What the WEA saw in me was a threat.  I had knowledge and education of the budget and the education funding formula as well as the seniority to present and push through legislation that would have threatened their plans for continued increases.  I was asked to be the next Majority Floor Leader in the next session which would have made me president of the Senate in 2021.  I would have also served as the chairman of the Appropriations Committee in 2019-20.  The WEA was going to have none of that.  

Conclusion

Now back to my reason for sharing my story.  I’ve asked myself many times what I might have done differently to ensure my own re-election.  I could have kept my distance from those issues by not accepting those difficult assignments.  But considering all the training and cost of my public service education over the years, I would think that running away from those issues would have been self-serving rather than doing what I was elected and trained to do.  
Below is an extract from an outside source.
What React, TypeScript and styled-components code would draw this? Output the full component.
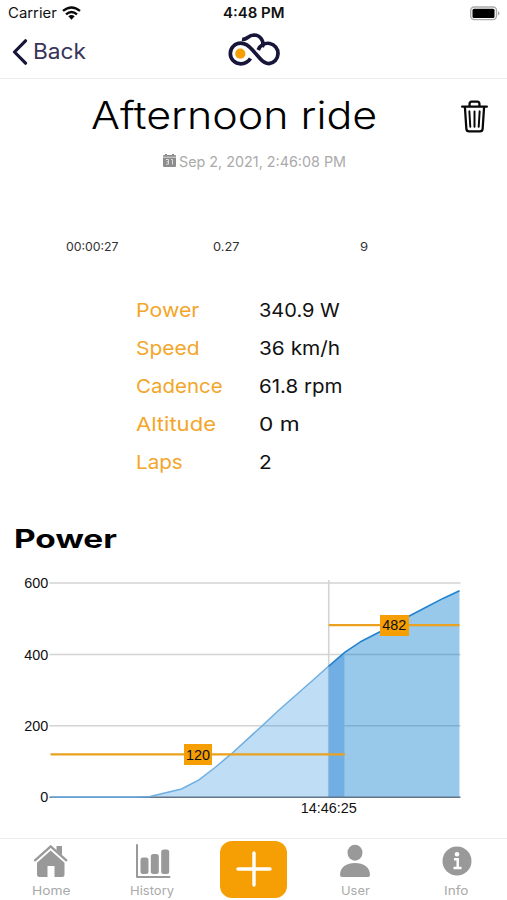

I remain concerned about what happened and could happen to another public servant.  To allow the media and a union to dictate what we think of a candidate is foolish and dangerous.  The overwhelming problem did not go away with my replacement.

The end result of the 2 percent or $37 million reduction over three years to our K-12 education funding?  Each of the four school districts in Senate District 19 gave raises shortly after the budget session was over.  New school construction and building maintenance continues.  The K-12 education budget continues to grow each year and the WEA continues to be one of, if not the, strongest employee unions in our state.  

We need to be better than this, Wyoming.  Media with an agenda other than fair reporting is dangerous.  Unions that control elections are dangerous.  We should protect openness, transparency, honesty and integrity to our political process.  And certainly, the more knowledge we have, the better we are all served.